**Recorded information**
.....

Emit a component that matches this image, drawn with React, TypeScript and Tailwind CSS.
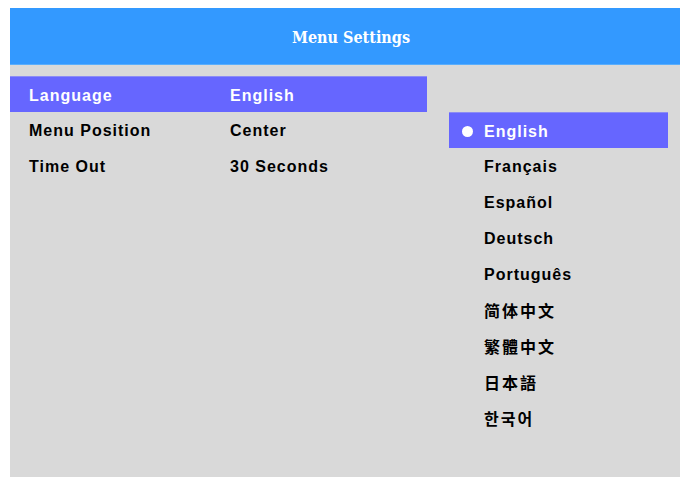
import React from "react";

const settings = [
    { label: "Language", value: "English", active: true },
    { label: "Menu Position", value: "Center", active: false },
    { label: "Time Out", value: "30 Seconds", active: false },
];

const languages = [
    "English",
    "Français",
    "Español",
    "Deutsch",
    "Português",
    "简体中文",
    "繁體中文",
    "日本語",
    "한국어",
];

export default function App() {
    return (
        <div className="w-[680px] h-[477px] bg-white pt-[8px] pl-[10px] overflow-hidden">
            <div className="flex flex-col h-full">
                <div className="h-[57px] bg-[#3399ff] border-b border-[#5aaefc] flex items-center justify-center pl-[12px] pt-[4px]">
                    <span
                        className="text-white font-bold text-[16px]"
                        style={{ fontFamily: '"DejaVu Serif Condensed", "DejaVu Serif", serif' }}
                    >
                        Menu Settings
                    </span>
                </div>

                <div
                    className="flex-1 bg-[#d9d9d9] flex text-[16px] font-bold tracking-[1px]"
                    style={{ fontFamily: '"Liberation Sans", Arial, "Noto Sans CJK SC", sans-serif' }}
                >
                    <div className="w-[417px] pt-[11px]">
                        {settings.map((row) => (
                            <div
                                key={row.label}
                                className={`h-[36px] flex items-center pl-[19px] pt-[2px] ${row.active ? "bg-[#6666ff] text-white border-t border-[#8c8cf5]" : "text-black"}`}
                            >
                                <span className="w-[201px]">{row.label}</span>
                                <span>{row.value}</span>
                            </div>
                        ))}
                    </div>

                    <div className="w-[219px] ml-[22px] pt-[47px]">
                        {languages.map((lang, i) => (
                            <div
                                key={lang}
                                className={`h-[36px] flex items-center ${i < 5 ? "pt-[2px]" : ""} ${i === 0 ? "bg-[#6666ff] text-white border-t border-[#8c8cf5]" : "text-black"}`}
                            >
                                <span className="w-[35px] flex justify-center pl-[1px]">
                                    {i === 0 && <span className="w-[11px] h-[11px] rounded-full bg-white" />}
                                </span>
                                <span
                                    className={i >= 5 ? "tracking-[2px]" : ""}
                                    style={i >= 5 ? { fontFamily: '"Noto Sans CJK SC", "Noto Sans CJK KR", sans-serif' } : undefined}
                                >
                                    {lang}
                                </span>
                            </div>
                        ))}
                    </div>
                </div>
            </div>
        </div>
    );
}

.....

Return the listing above in full and without alteration, excluding its pictures.

Emit a component that matches this image, drawn with React, TypeScript and Tailwind CSS.
import React from "react";

const settings = [
    { label: "Language", value: "English", active: true },
    { label: "Menu Position", value: "Center", active: false },
    { label: "Time Out", value: "30 Seconds", active: false },
];

const languages = [
    "English",
    "Français",
    "Español",
    "Deutsch",
    "Português",
    "简体中文",
    "繁體中文",
    "日本語",
    "한국어",
];

export default function App() {
    return (
        <div className="w-[680px] h-[477px] bg-white pt-[8px] pl-[10px] overflow-hidden">
            <div className="flex flex-col h-full">
                <div className="h-[57px] bg-[#3399ff] border-b border-[#5aaefc] flex items-center justify-center pl-[12px] pt-[4px]">
                    <span
                        className="text-white font-bold text-[16px]"
                        style={{ fontFamily: '"DejaVu Serif Condensed", "DejaVu Serif", serif' }}
                    >
                        Menu Settings
                    </span>
                </div>

                <div
                    className="flex-1 bg-[#d9d9d9] flex text-[16px] font-bold tracking-[1px]"
                    style={{ fontFamily: '"Liberation Sans", Arial, "Noto Sans CJK SC", sans-serif' }}
                >
                    <div className="w-[417px] pt-[11px]">
                        {settings.map((row) => (
                            <div
                                key={row.label}
                                className={`h-[36px] flex items-center pl-[19px] pt-[2px] ${row.active ? "bg-[#6666ff] text-white border-t border-[#8c8cf5]" : "text-black"}`}
                            >
                                <span className="w-[201px]">{row.label}</span>
                                <span>{row.value}</span>
                            </div>
                        ))}
                    </div>

                    <div className="w-[219px] ml-[22px] pt-[47px]">
                        {languages.map((lang, i) => (
                            <div
                                key={lang}
                                className={`h-[36px] flex items-center ${i < 5 ? "pt-[2px]" : ""} ${i === 0 ? "bg-[#6666ff] text-white border-t border-[#8c8cf5]" : "text-black"}`}
                            >
                                <span className="w-[35px] flex justify-center pl-[1px]">
                                    {i === 0 && <span className="w-[11px] h-[11px] rounded-full bg-white" />}
                                </span>
                                <span
                                    className={i >= 5 ? "tracking-[2px]" : ""}
                                    style={i >= 5 ? { fontFamily: '"Noto Sans CJK SC", "Noto Sans CJK KR", sans-serif' } : undefined}
                                >
                                    {lang}
                                </span>
                            </div>
                        ))}
                    </div>
                </div>
            </div>
        </div>
    );
}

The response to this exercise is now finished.